Especially with respect to the Christian scenes, the church at the time of the Rennaissance was a very welathy and powerful patron (at least in part due to the corruption that led to the Reformation, but that's a story for another day!). This was a time before government grants to artists, before such a thing as the Office of Public Works existed, before social welfare for people who weren't working. Earn money to feed yourself, or starve, were the options of the day. So if a wealthy patron offered you the chance to express yourself and your hard-practised talents (Michaelangelo was a grave-robber by night, using cadavers to learn about the human body in order to paint and scult it more accurately), with the caveat that the paintings must contain religious imagry, most would take up the offer, especially at that time.
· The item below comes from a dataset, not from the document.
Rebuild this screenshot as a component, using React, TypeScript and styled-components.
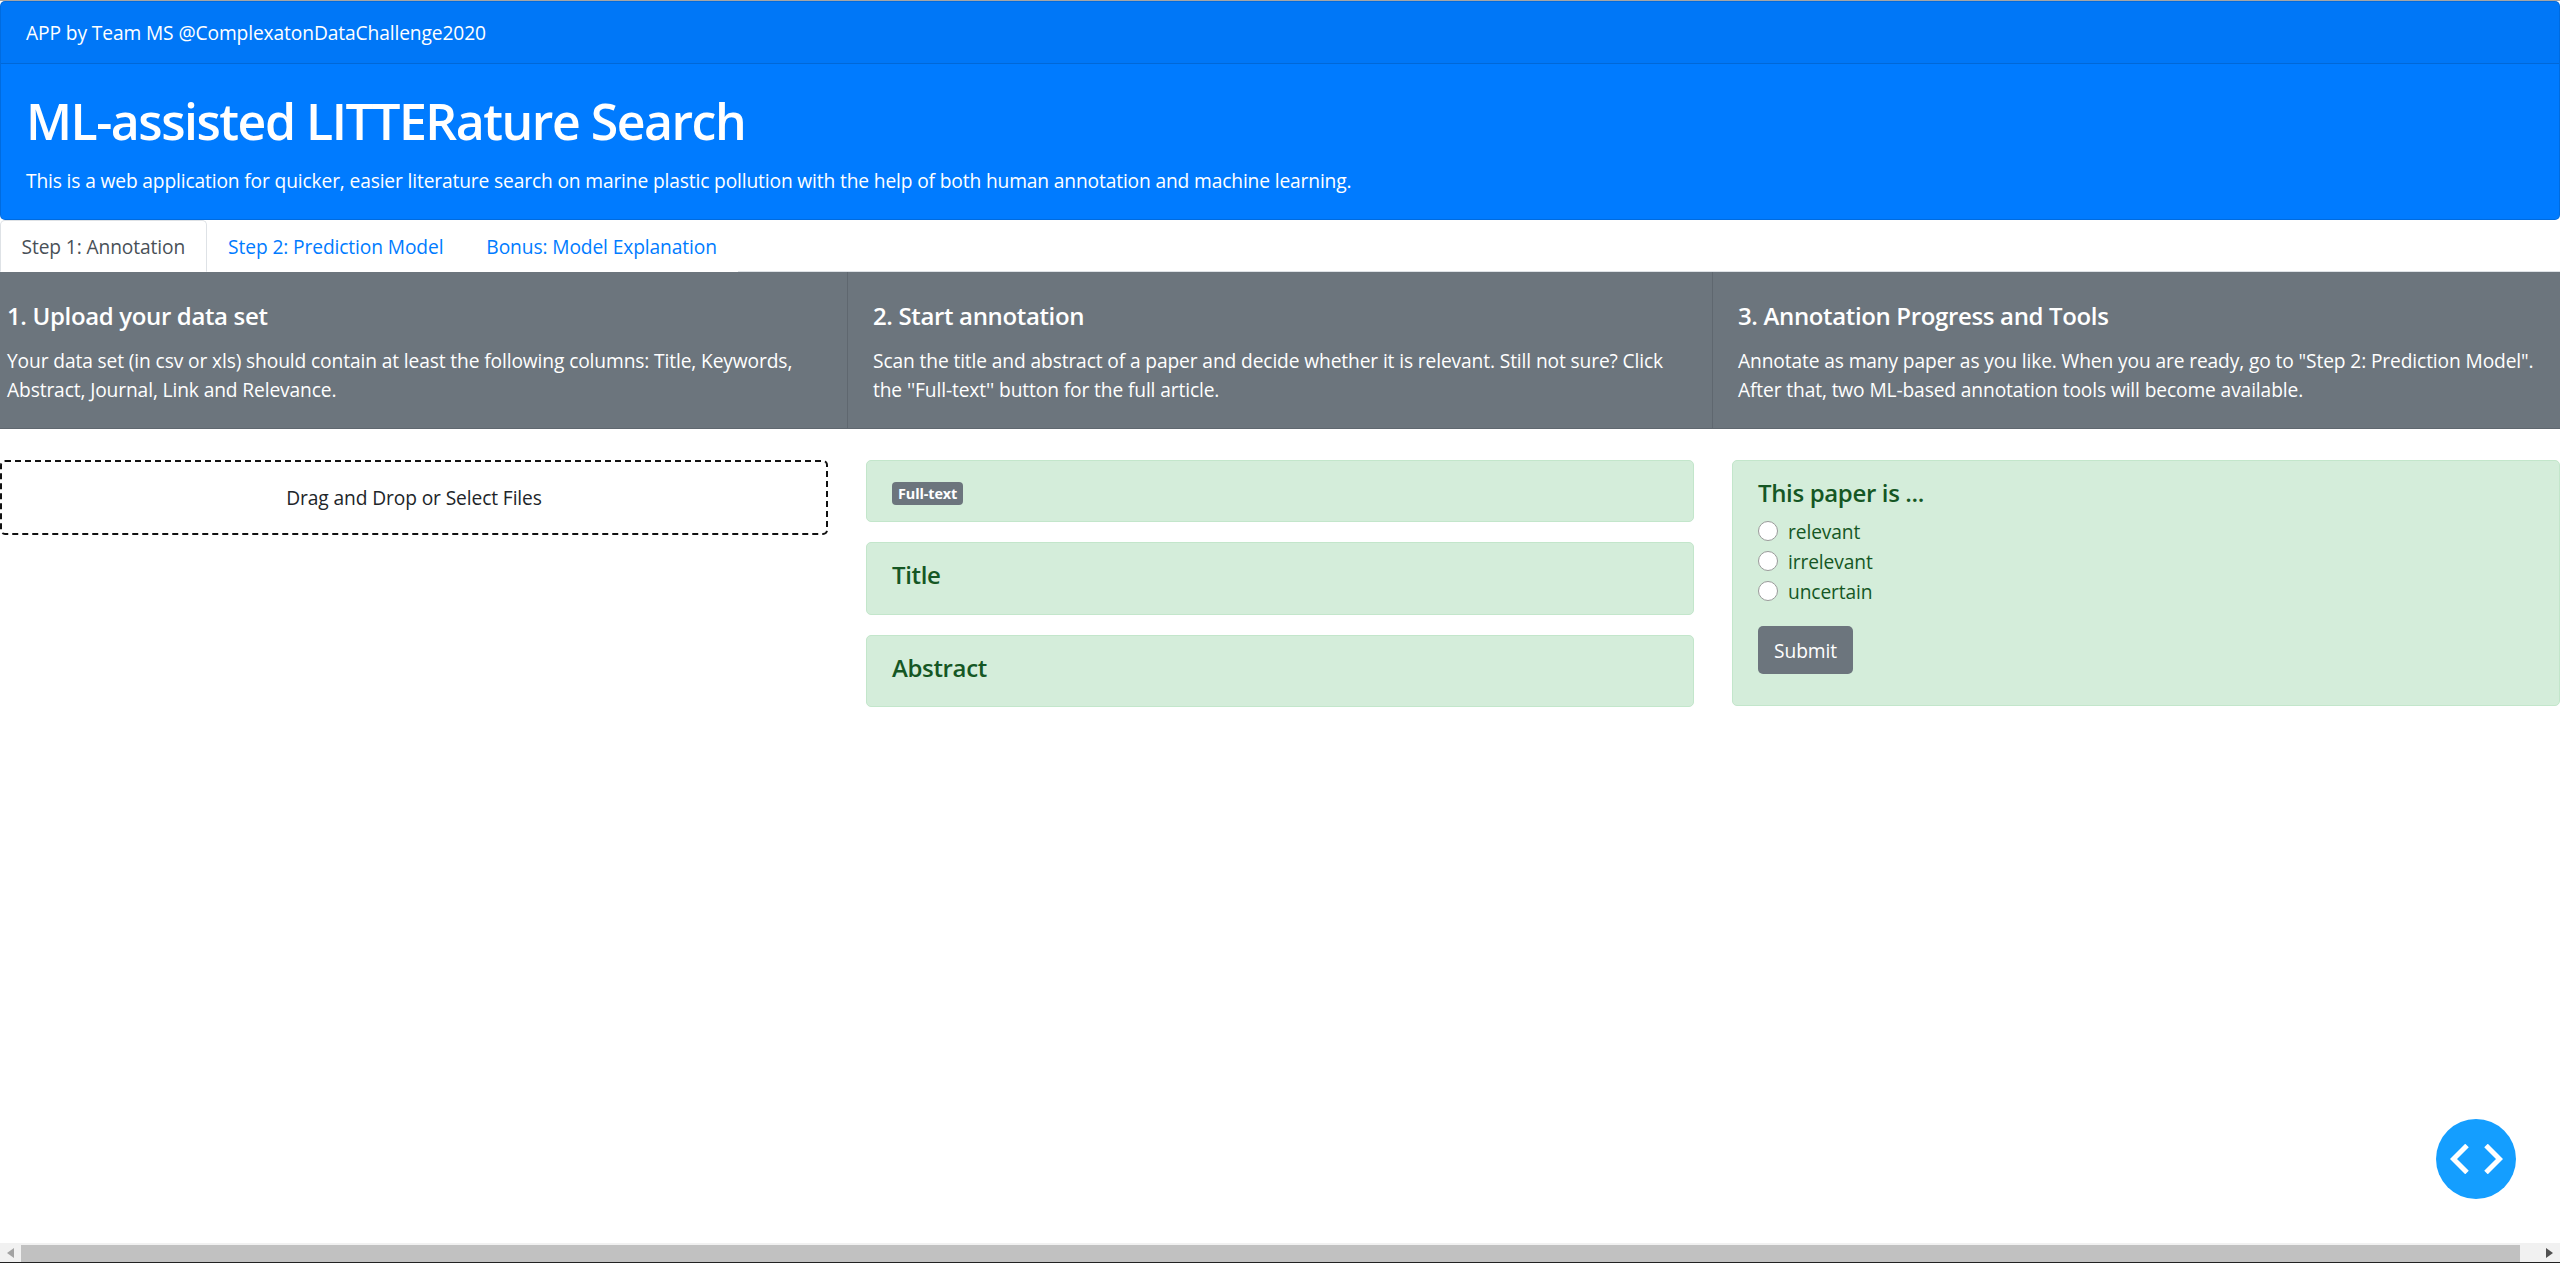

Religions have been creating things of great beauty for much longer than that though, of course. There is Newgrange, in Co. Meath, Ireland - built approximately 5000 years ago, at the same time as the pyramids. There are the great pyramids of Egypt themselves. There are petroglyphs carved by Native American tribes. There is the cave art of early European societies, most famously Lascaux. These are all expressions of creativity. They refer to sacred spaces, things and thoughts. They are symbols created or built in the name of understanding the world around us. These were all created at a time when religion and science were not at odds. In Newgrange, on the Winter Solstice, the shortest day of the year, the light comes in through to the deepest chamber. That's astronomy as well as religion.The cave art may be an attempt to understand the "spirit world", the supernatural, but it is also the earliest form of the idea of symbolism created by humans, the ability to use a mark to symbolise a real thing, which lead to all other forms of art and writing and is one of the beautiful, abstract things which marks us out as different to other animals (due to our brain evolving differently).

Religion may have started off as a way to understand the world around us. It went hand in hand with science. It was about discovery and exploration, not dogma. It was about trying new things - to appease the gods, people did a rain dance, or made a sacrifice. When something appeared to work they did it again, when it didn't, they stopped. All right, it was chance and not a metaphysical being that caused the apparent effect or lack thereof, but still, that is in principle closer to modern science than it is religion.

At some point, religion decided it had all the answers. No more exploration was needed, no more attempts to discover.

So while objects of great beauty continued to be created, the aim of religion changed. Instead of seeking to discover, it sought to explain and dictate. To control. The opposite of the essence of where it started.

Nevertheless, the desire to explain things that we can't yet understand is a facet of humanity, and religion was once a way to do so. Now, science is a better way. We can enjoy the art, and the music, and continue to explore the universe and always ask why.